- **Exercise directions**: Exactly as written, write out the lines below from the first to the one containing "h-[597px] overflow-hidden flex", inclusive. Pictures do not belong in the copy.

- **Provided material**:

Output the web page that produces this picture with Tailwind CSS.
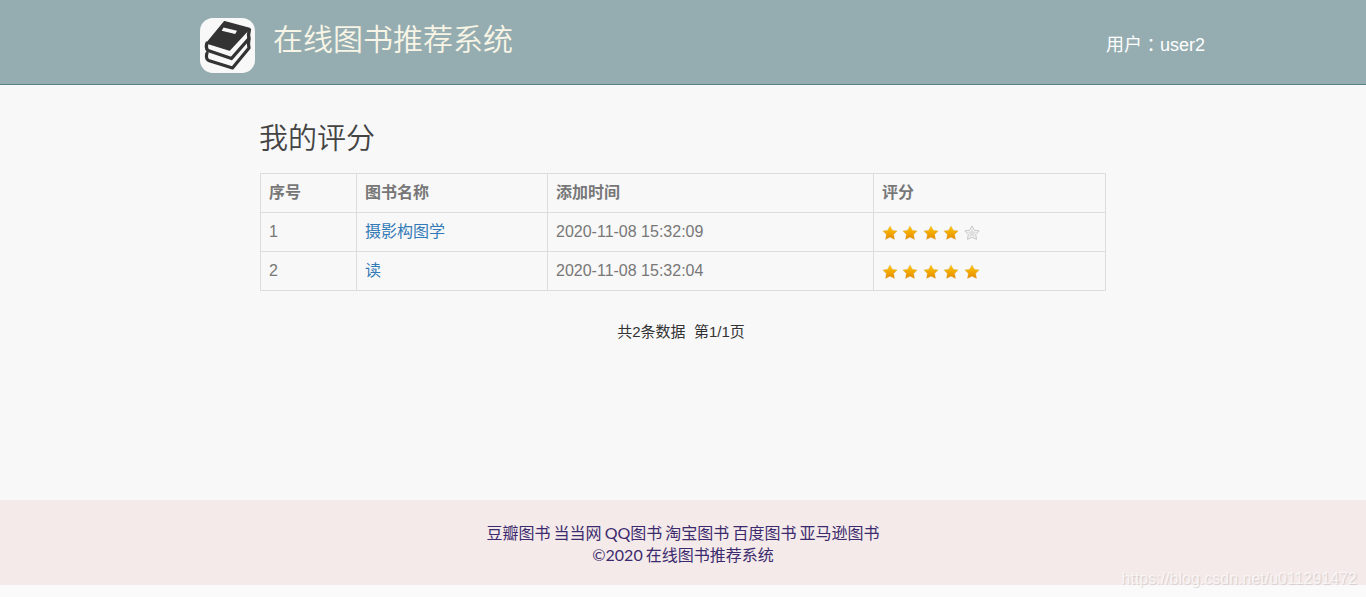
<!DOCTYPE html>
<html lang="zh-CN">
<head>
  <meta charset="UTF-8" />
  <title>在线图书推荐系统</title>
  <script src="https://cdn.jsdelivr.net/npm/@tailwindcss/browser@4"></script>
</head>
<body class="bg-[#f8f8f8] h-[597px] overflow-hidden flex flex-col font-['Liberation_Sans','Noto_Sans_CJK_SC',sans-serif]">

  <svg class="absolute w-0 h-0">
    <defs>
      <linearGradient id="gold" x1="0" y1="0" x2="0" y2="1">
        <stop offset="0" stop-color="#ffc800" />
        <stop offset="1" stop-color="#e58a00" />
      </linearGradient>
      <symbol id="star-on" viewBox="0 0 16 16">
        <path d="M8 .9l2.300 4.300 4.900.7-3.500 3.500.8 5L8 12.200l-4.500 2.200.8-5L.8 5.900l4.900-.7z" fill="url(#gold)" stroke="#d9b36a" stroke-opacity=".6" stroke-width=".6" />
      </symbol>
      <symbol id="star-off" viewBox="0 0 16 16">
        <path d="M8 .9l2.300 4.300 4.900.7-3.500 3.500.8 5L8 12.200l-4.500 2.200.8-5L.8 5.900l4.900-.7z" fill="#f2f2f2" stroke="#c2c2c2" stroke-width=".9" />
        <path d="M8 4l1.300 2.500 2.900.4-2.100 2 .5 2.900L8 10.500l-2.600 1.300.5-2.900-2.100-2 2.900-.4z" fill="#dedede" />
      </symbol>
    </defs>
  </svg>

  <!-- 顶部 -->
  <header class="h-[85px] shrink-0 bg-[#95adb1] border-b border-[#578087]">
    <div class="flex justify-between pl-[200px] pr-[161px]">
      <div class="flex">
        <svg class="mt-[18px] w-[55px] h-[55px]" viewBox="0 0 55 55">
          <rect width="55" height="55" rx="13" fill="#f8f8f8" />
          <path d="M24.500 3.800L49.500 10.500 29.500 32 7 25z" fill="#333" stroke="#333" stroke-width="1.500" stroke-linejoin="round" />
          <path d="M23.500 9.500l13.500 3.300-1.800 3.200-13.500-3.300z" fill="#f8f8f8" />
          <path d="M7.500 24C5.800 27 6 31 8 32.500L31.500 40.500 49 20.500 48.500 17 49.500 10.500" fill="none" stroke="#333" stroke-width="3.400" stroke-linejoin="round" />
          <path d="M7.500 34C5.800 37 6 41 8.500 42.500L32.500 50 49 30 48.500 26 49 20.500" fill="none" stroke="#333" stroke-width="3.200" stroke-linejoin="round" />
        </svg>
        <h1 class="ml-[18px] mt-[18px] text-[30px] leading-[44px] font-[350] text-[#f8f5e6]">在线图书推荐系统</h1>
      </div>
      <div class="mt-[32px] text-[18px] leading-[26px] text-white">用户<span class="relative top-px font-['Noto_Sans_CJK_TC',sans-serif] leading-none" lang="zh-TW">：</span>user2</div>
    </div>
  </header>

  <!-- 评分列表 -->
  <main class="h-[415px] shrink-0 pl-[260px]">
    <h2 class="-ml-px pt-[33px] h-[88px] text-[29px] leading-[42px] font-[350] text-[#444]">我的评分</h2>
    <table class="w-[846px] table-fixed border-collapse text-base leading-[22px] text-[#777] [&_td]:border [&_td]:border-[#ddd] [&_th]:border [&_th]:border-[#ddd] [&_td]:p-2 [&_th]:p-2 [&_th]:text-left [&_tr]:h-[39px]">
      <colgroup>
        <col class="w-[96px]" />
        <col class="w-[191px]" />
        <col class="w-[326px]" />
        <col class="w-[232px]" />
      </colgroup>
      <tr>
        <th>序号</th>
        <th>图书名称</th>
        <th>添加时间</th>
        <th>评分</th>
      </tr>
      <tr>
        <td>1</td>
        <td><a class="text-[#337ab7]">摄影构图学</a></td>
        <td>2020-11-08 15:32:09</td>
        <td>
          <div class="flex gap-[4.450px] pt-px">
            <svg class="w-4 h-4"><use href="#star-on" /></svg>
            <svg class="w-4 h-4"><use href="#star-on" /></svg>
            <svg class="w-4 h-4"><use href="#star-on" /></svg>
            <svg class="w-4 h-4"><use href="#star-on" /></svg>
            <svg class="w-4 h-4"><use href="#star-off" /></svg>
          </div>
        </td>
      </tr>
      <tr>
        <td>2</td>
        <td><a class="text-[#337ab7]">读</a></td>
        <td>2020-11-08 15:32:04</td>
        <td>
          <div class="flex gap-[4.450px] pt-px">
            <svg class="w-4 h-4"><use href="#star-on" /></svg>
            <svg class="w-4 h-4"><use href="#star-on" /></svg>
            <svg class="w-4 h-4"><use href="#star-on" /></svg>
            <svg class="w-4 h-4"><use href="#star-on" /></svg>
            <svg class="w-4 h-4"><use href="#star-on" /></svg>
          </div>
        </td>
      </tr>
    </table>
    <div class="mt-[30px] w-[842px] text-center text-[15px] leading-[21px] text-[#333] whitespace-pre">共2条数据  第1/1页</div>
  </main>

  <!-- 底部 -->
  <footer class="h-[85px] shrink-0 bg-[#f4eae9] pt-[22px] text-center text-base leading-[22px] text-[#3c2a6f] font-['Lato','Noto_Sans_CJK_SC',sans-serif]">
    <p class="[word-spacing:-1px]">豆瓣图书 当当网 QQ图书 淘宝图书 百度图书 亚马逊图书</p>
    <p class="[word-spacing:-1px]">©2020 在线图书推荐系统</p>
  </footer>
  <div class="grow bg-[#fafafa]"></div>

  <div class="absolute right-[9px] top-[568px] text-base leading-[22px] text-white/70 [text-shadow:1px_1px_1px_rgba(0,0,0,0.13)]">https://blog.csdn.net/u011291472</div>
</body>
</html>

- **Result**:
Output the web page that produces this picture with Tailwind CSS.
<!DOCTYPE html>
<html lang="zh-CN">
<head>
  <meta charset="UTF-8" />
  <title>在线图书推荐系统</title>
  <script src="https://cdn.jsdelivr.net/npm/@tailwindcss/browser@4"></script>
</head>
<body class="bg-[#f8f8f8] h-[597px] overflow-hidden flex flex-col font-['Liberation_Sans','Noto_Sans_CJK_SC',sans-serif]">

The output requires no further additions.